Despite the multiple rescheduled dates, climate activists, organizers, and advocates from all over the country came to Salt Lake City for Tim’s trial to demonstrate their solidarity with a brave young man willing to offer up his own future to fight for the future of our planet. Supporters marched to the federal courthouse, where they remained for the trial’s duration, singing revolutionary songs and never leaving the Courthouse steps despite freezing rain and rough weather. Tim often expresses his own deep faith in the power of song, to unite people and empower them to act without fear. Referring to environmental and climate justice advocates in America, Tim summed up his own perspective: “We will be a movement,” he frequently stated, “when we sing like a movement.”

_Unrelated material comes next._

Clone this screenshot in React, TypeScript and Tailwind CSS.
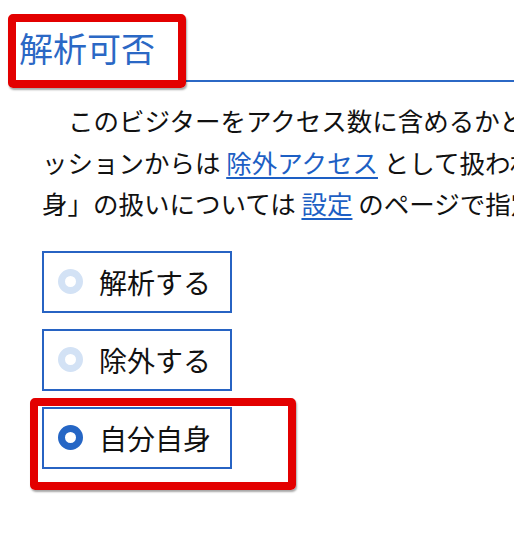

On March 3, 2011, after hours of jury deliberation, Tim was convicted of two federal felonies: one count of false representation, and one count of violating the Federal Onshore Oil and Gas Leasing Reform Act. Between his conviction and his sentencing hearing, Tim was able to tour the country, speaking to college students, climate activists and progressive audiences in every region. He assured supporters that he was fearless and unremorseful about his actions, and urged activists to be bold and brave in the fight for climate justice. Tim reminded his audiences that all meaningful social change in American history has required nonviolent civil disobedience. Tim urged activists to take the long view, and be ready to go to jail to defend their principles and their cause. “We don’t need to figure out how to keep me out of jail,” Tim explained to a concerned Santa Fe supporter. “We need to figure out how to get more people into jail.”

On July 26th, 2011, Tim was sentenced to two years in federal prison. In the pre-sentencing report, the Prosecution openly admitted that Tim himself was not a threat to society or at risk to reoffend; the stated purpose of the sentence was to deter other activists from taking similar action to further the climate movement. In his final statement to the Judge, Tim said that he understood why the Prosecution saw him as a threat. “[My message] may indeed be threatening to the power structure,” he said. “The message is about recognizing our interconnectedness. The message is that when people stand together, they no longer have to be exploited. Alienation is perhaps the most effective tool of control in America, and every reminder of our real connectedness weakens that tool.”

After his sentence was issued, Tim was removed immediately from the courtroom and taken into the custody of federal agents. 26 people were arrested outside the Salt Lake City courthouse, and 26 solidarity actions happened at federal courthouses throughout the United States. The demonstrations were intended to express supporters’ outrage, and more importantly, to illustrate the climate movement’s undeterred commitment to continued action. Tim’s conclusion to his final statement to the courtroom at his sentencing hearing crystallized his own personal stake in that commitment:

“You can steer my commitment to a healthy and just world if you agree with it, but you can’t kill it. This is not going away. At this point of unimaginable threats on the horizon, this is what hope looks like.  In these times of a morally bankrupt government that has sold out its principles, this is what patriotism looks like.  With countless lives on the line, this is what love looks like, and it will only grow.”

Tim was released from prison on April 21, 2013 and is now on a 3 year probation. Tim will be attending Harvard Divinity School this fall and is currently touring with Bidder 70 and speaking about his experiences over the last four years.